23. There are schedules of expenses in relation to the boat and that is the main issue that arises in these proceedings and that is where the Tribunal must consider the operation of section 51AB of the Income Tax Assessment Act 1936. Section 51AB contains a number of provisions, but it is necessary in this case to consider the defined terms and section 51AB defines a boat as including any vessel. I find that the vessel in question is clearly a boat as defined.

24. A leisure facility is defined as meaning a boat, but other than a boat that is an excepted facility in relation to the year of income. An excepted facility is defined in various paragraphs, but the relevant paragraph is paragraph (b)(iii) which reads:

``Excepted facility, in relation to a year of income, means a boat that at all times during the year of income is used or held for use by the taxpayer principally for any one or more of the following purposes.''

25. There has been no suggestion that subparagraphs (i) and (ii) are relevant, and the suggested relevant paragraph is subsection (iii) and that reads:

``For any other purpose in the ordinary course of a business carried on by the taxpayer if the taxpayer satisfies the Commissioner that the use of such a boat for that purpose is essential to the efficient conduct of that business.''

26. Unless the applicant's boat can be brought within (b)(iii) of the definition of accepted facility, it will be a leisure facility, and therefore the deductions are not allowable within the terms of section 51, etcetera, of the Income Tax Assessment Act 1936. Because of (b)(iii), the applicant's case fails for two reasons. The first is that I am not satisfied that it is used ``principally for any one or more of the following purposes''.
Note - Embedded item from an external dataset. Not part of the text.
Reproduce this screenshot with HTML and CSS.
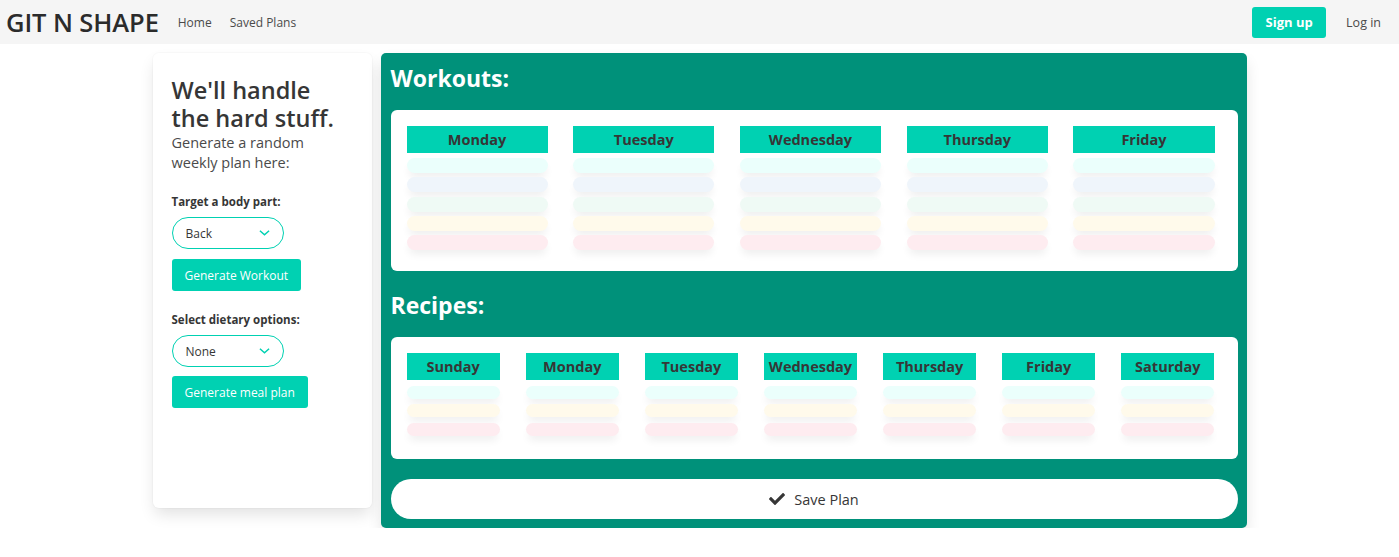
FILE: index.html
```html
<!DOCTYPE html>
<html lang="en">
<head>
<meta charset="utf-8">
<title>Git N Shape</title>
<link rel="stylesheet" href="styles.css">
</head>
<body>
<nav class="navbar">
  <div class="nav-left">
    <a class="brand">GIT N SHAPE</a>
    <a class="nav-link">Home</a>
    <a class="nav-link">Saved Plans</a>
  </div>
  <div class="nav-right">
    <a class="btn-signup">Sign up</a>
    <a class="nav-link login">Log in</a>
  </div>
</nav>

<main class="page">
  <aside class="side-card">
    <h1 class="side-title">We'll handle the hard stuff.</h1>
    <p class="side-sub">Generate a random weekly plan here:</p>

    <label class="field-label">Target a body part:</label>
    <div class="select-pill"><span>Back</span><svg class="chev" viewBox="0 0 12 8" width="11" height="8"><path d="M1 1.5 L6 6 L11 1.5" fill="none" stroke="#00d1b2" stroke-width="1.6"/></svg></div>
    <button class="btn-primary">Generate Workout</button>

    <label class="field-label second">Select dietary options:</label>
    <div class="select-pill"><span>None</span><svg class="chev" viewBox="0 0 12 8" width="11" height="8"><path d="M1 1.5 L6 6 L11 1.5" fill="none" stroke="#00d1b2" stroke-width="1.6"/></svg></div>
    <button class="btn-primary">Generate meal plan</button>
  </aside>

  <section class="plan-panel">
    <h2 class="panel-title">Workouts:</h2>
    <div class="plan-box workouts">
      <div class="day"><div class="day-head">Monday</div><div class="pill c1"></div><div class="pill c2"></div><div class="pill c3"></div><div class="pill c4"></div><div class="pill c5"></div></div>
      <div class="day"><div class="day-head">Tuesday</div><div class="pill c1"></div><div class="pill c2"></div><div class="pill c3"></div><div class="pill c4"></div><div class="pill c5"></div></div>
      <div class="day"><div class="day-head">Wednesday</div><div class="pill c1"></div><div class="pill c2"></div><div class="pill c3"></div><div class="pill c4"></div><div class="pill c5"></div></div>
      <div class="day"><div class="day-head">Thursday</div><div class="pill c1"></div><div class="pill c2"></div><div class="pill c3"></div><div class="pill c4"></div><div class="pill c5"></div></div>
      <div class="day"><div class="day-head">Friday</div><div class="pill c1"></div><div class="pill c2"></div><div class="pill c3"></div><div class="pill c4"></div><div class="pill c5"></div></div>
    </div>

    <h2 class="panel-title recipes-title">Recipes:</h2>
    <div class="plan-box recipes">
      <div class="day"><div class="day-head">Sunday</div><div class="pill c1"></div><div class="pill c4"></div><div class="pill c5"></div></div>
      <div class="day"><div class="day-head">Monday</div><div class="pill c1"></div><div class="pill c4"></div><div class="pill c5"></div></div>
      <div class="day"><div class="day-head">Tuesday</div><div class="pill c1"></div><div class="pill c4"></div><div class="pill c5"></div></div>
      <div class="day"><div class="day-head">Wednesday</div><div class="pill c1"></div><div class="pill c4"></div><div class="pill c5"></div></div>
      <div class="day"><div class="day-head">Thursday</div><div class="pill c1"></div><div class="pill c4"></div><div class="pill c5"></div></div>
      <div class="day"><div class="day-head">Friday</div><div class="pill c1"></div><div class="pill c4"></div><div class="pill c5"></div></div>
      <div class="day"><div class="day-head">Saturday</div><div class="pill c1"></div><div class="pill c4"></div><div class="pill c5"></div></div>
    </div>

    <button class="btn-save"><svg class="check" viewBox="0 0 512 512" width="16" height="16"><path d="M173.9 439.4L7.5 273c-10-10-10-26.2 0-36.2l36.2-36.2c10-10 26.2-10 36.2 0L192 312.7 432.1 72.6c10-10 26.2-10 36.2 0l36.2 36.2c10 10 10 26.2 0 36.2L210.1 439.4c-10 10-26.2 10-36.2 0z" fill="#363636"/></svg><span>Save Plan</span></button>
  </section>
</main>
</body>
</html>
```

FILE: styles.css
```css
* { box-sizing: border-box; }

body {
  margin: 0;
  background: #ffffff;
  font-family: "Open Sans", "Noto Sans", "DejaVu Sans", sans-serif;
  color: #363636;
}

.navbar {
  height: 44px;
  background: #f5f5f5;
  display: flex;
  align-items: center;
  justify-content: space-between;
}

.nav-left, .nav-right {
  display: flex;
  align-items: center;
}

.brand {
  font-size: 25.5px;
  font-weight: 600;
  color: #2b2b2b;
  padding: 0 10px 0 6px;
  letter-spacing: -0.1px;
}

.nav-link {
  font-size: 12px;
  color: #4a4a4a;
  padding: 0 9px;
}

.btn-signup {
  background: #00d1b2;
  color: #ffffff;
  font-weight: 700;
  font-size: 13px;
  height: 31px;
  width: 74px;
  display: flex;
  align-items: center;
  justify-content: center;
  border-radius: 3px;
  margin-right: 11px;
}

.login {
  margin-right: 9px;
  font-size: 12.5px;
}

.page {
  width: 1094px;
  margin: 9px auto 0;
  display: flex;
  align-items: flex-start;
  gap: 9px;
}

.side-card {
  width: 219px;
  height: 455px;
  background: #ffffff;
  border-radius: 6px;
  box-shadow: 0 8px 16px -2px rgba(10,10,10,0.12), 0 0 0 1px rgba(10,10,10,0.02);
  padding: 23px 19px;
}

.side-title {
  margin: 0;
  max-width: 172px;
  font-size: 23.5px;
  font-weight: 600;
  line-height: 28px;
  color: #363636;
}

.side-sub {
  margin: 1px 0 0;
  font-size: 14.5px;
  line-height: 20px;
  color: #4a4a4a;
}

.field-label {
  display: block;
  margin-top: 21px;
  font-size: 11.5px;
  font-weight: 700;
  line-height: 16px;
  color: #363636;
}

.field-label.second { margin-top: 21px; }

.select-pill {
  margin-top: 7px;
  width: 112px;
  height: 32px;
  border: 1px solid #00d1b2;
  border-radius: 16px;
  display: flex;
  align-items: center;
  justify-content: space-between;
  padding: 0 13px 0 13px;
  font-size: 12px;
  color: #363636;
}

.chev { display: block; }

.btn-primary {
  display: block;
  margin-top: 10px;
  height: 32px;
  padding: 0 13px;
  border: none;
  border-radius: 3px;
  background: #00d1b2;
  color: #ffffff;
  font-family: inherit;
  font-size: 12px;
}

.side-card .btn-primary:last-child { margin-top: 9px; }

.plan-panel {
  width: 866px;
  height: 475px;
  background: #00917a;
  border-radius: 5px;
  box-shadow: 0 8px 16px -2px rgba(10,10,10,0.14);
  padding: 10px 9px 9px 10px;
}

.panel-title {
  margin: 0 0 17px;
  height: 30px;
  line-height: 30px;
  color: #ffffff;
  font-size: 23px;
  font-weight: 700;
}

.recipes-title { margin-top: 19px; }

.plan-box {
  background: #ffffff;
  border-radius: 6px;
  padding: 16px 23px 0 16px;
  display: grid;
  column-gap: 25.7px;
}

.workouts {
  grid-template-columns: repeat(5, 1fr);
  height: 161px;
}

.recipes {
  grid-template-columns: repeat(7, 1fr);
  height: 122px;
}

.day-head {
  height: 27px;
  background: #00d1b2;
  color: #363636;
  font-weight: 700;
  font-size: 14.5px;
  display: flex;
  align-items: center;
  justify-content: center;
}

.pill {
  border-radius: 8px;
  box-shadow: 0 6px 8px -2px rgba(10,10,10,0.07);
}

.workouts .pill { height: 15px; margin-top: 4.3px; }
.workouts .pill.c1 { margin-top: 5px; }

.recipes .pill { height: 13px; margin-top: 5.5px; }

.c1 { background: #ebfffc; }
.c2 { background: #eff5fb; }
.c3 { background: #effaf5; }
.c4 { background: #fffaeb; }
.c5 { background: #feecf0; }

.btn-save {
  margin-top: 20px;
  width: 100%;
  height: 40px;
  border: none;
  border-radius: 20px;
  background: #ffffff;
  display: flex;
  align-items: center;
  justify-content: center;
  gap: 9px;
  font-family: inherit;
  font-size: 14.5px;
  color: #363636;
}

.check { display: block; }
```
27. I am satisfied, as a question of fact, that the applicant's boat is used principally as his


ATC 2096

place of residence. His evidence was very clear that it is the place where he resides; that is his first priority in life. I accept that in relation to the proposed business, the boat would be of use and used in the course of that business for the purpose of demonstrating the operation of the computer program, but I am not satisfied that it was ever the principal use of the boat.

28. Further, I am not satisfied that ever was the principal use of the boat during the years of income ended 30 June 1994 and 30 June 1995. Therefore, in my view, the boat fails at the outset because it is not used ``principally for any one or more of the following purposes''. However, I have also come to the conclusion that the boat would not be used in such a way that it would be essential to the efficient conduct of the business of selling the computer programs. I am satisfied that it would be an aid to that business and have no doubt that it would be an advantage to the business in being able to provide a facility where the use of the program could be demonstrated and the taxpayer - the applicant in these proceedings - gave evidence about that and I accept that evidence; but I am not satisfied that the business could not have equally be carried on efficiently at another location other than a boat on the Brisbane River.

29. There is no evidence about how such a business would normally be carried on, but there was evidence about how another company carries on a business and that was carried on from premises in the city. Whether that meant that the business was less efficient, I am unable to say, but I am not satisfied that the boat would be essential to the efficient conduct of a business of buying and selling computer programs designed to be used for navigational purposes.

30. It follows, for these reasons, that the Tribunal cannot be satisfied that the assessments that are for review before the Tribunal are excessive and therefore the Tribunal has no option but to affirm the decisions under review.